The exact composition date of "A Fig for thee Oh! Death" is not known, but the handwriting suggests it was a very late poem, and it makes a suitable conclusion to any collection of Taylor's poetry. He begins his poem with an address to Death as:
Thou King of Terrours with thy Gastly Eyes
With Butter teeth, bare bones Grim looks likewise,
And Grizzly Hide, and clawing Tallons, fell,
Opning to Sinners Vile, Trap Door of Hell.
But Death, through Christ's grace, has lost its terror for him. Death can seize only the body,
Till she hath slept out quite her fatall Sleep.
When the last Cock shall Crow the last day in
And the Arch Angells Trumpets sound shall ring
Then th' Eye Omniscient seek shall all their round
Each dust death's mill had very finely ground.
The poem concludes with a vision of the soul and body as two lovers in heaven:
The Soule and Body now, as two true Lovers
Ery night how they do hug and kiss each other.
And join hand in hand thus through the skies
Up to Eternall glory glorious rise.
Taylor died on 24 June 1729 and was interred in the old burying ground at Westfield, Massachusetts. His interesting tombstone, engraved with the face of a primitive angel, fell into disrepair but has now been reconstructed.
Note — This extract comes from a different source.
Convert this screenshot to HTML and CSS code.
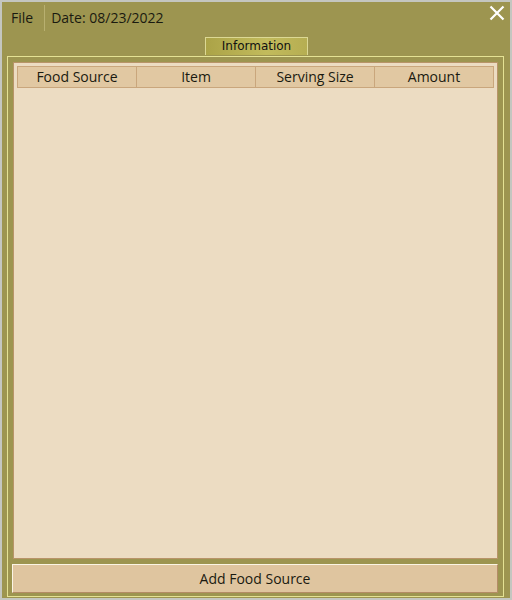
FILE: index.html
```html
<!DOCTYPE html>
<html>
<head>
<meta charset="utf-8">
<link rel="stylesheet" href="styles.css">
</head>
<body>
<div class="win">
  <div class="menubar">
    <span class="menu-item">File</span>
    <span class="divider"></span>
    <span class="menu-item">Date: 08/23/2022</span>
    <svg class="close" width="16" height="16" viewBox="0 0 16 16"><path d="M1.5 1.5 L14.5 14.5 M14.5 1.5 L1.5 14.5" stroke="#fff" stroke-width="2.2" fill="none"/></svg>
  </div>
  <div class="tabs"><div class="tab">Information</div></div>
  <div class="panel">
    <div class="content">
      <div class="thead">
        <div class="th">Food Source</div>
        <div class="th">Item</div>
        <div class="th">Serving Size</div>
        <div class="th">Amount</div>
      </div>
    </div>
    <div class="btn">Add Food Source</div>
  </div>
</div>
</body>
</html>
```
FILE: styles.css
```css
html, body { margin: 0; padding: 0; }
body {
  background: #c4c6c0;
  width: 512px;
  height: 600px;
  font-family: "Open Sans", Lato, sans-serif;
  font-size: 14px;
  color: #1a1a10;
}
.win {
  position: relative;
  margin: 2px;
  width: 508px;
  height: 596px;
  background: #9d9550;
  display: flex;
  flex-direction: column;
}
.menubar {
  height: 32px;
  display: flex;
  align-items: center;
  padding-left: 9px;
}
.menu-item { line-height: 16px; }
.divider {
  width: 1px;
  height: 26px;
  background: #b8b070;
  margin: 0 6px 0 11px;
}
.close {
  position: absolute;
  right: 5px;
  top: 3px;
}
.tabs {
  display: flex;
  justify-content: center;
  height: 22px;
  align-items: flex-end;
}
.tab {
  width: 101px;
  height: 17px;
  margin-left: 1px;
  margin-bottom: 1px;
  border: 1px solid #dcd894;
  border-bottom: none;
  background: linear-gradient(90deg, #aba347 0%, #c2bb5c 60%, #b6ae52 100%);
  font-family: "DejaVu Sans", sans-serif;
  font-size: 12px;
  line-height: 16px;
  text-align: center;
  color: #111;
}
.panel {
  flex: 1;
  margin: 0 6px 1px 5px;
  border: 1px solid #e4e294;
  display: flex;
  flex-direction: column;
  padding: 5px 5px 3px 5px;
  gap: 5px;
}
.content {
  flex: 1;
  background: #ecdcc2;
  border: 1px solid #b89468;
  padding: 3px;
}
.thead {
  display: flex;
}
.th {
  flex: 1;
  height: 20px;
  border: 1px solid #c9a67c;
  margin-right: -1px;
  background: #e1c8a2;
  text-align: center;
  line-height: 20px;
}
.th:last-child { margin-right: 0; }
.btn {
  height: 27px;
  margin: 0 0 0 -1px;
  background: #dfc59f;
  border-top: 1px solid #fbf5e4;
  border-left: 1px solid #fbf5e4;
  border-right: 1px solid #b48c66;
  border-bottom: 1px solid #b48c66;
  text-align: center;
  line-height: 27px;
}
```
There are few contemporary descriptions of Taylor. The most detailed account is by his grandson Ezra Stiles, president of Yale College, who said that he was "a vigorous advocate for Oliver Cromwell, civil and religious liberty .... greatly detested King James ... gloried in King William and the Revolution of 1688.... A man of small stature, but firm; of quick passions, yet serious and grave. Exemplary in piety, and for a very sacred observance of the Lord's Day."
—Donald E. Stanford, Louisiana State University
Most of Taylor's papers are in the Beinecke Rare Book and Manuscript Library of Yale University; the Redwood Library and Athenaeum in Newport, Rhode Island; the Boston Public Library, the Westfield Athenaeum in Westfield, Massachusetts; and the Massachusetts Historical Society in Boston.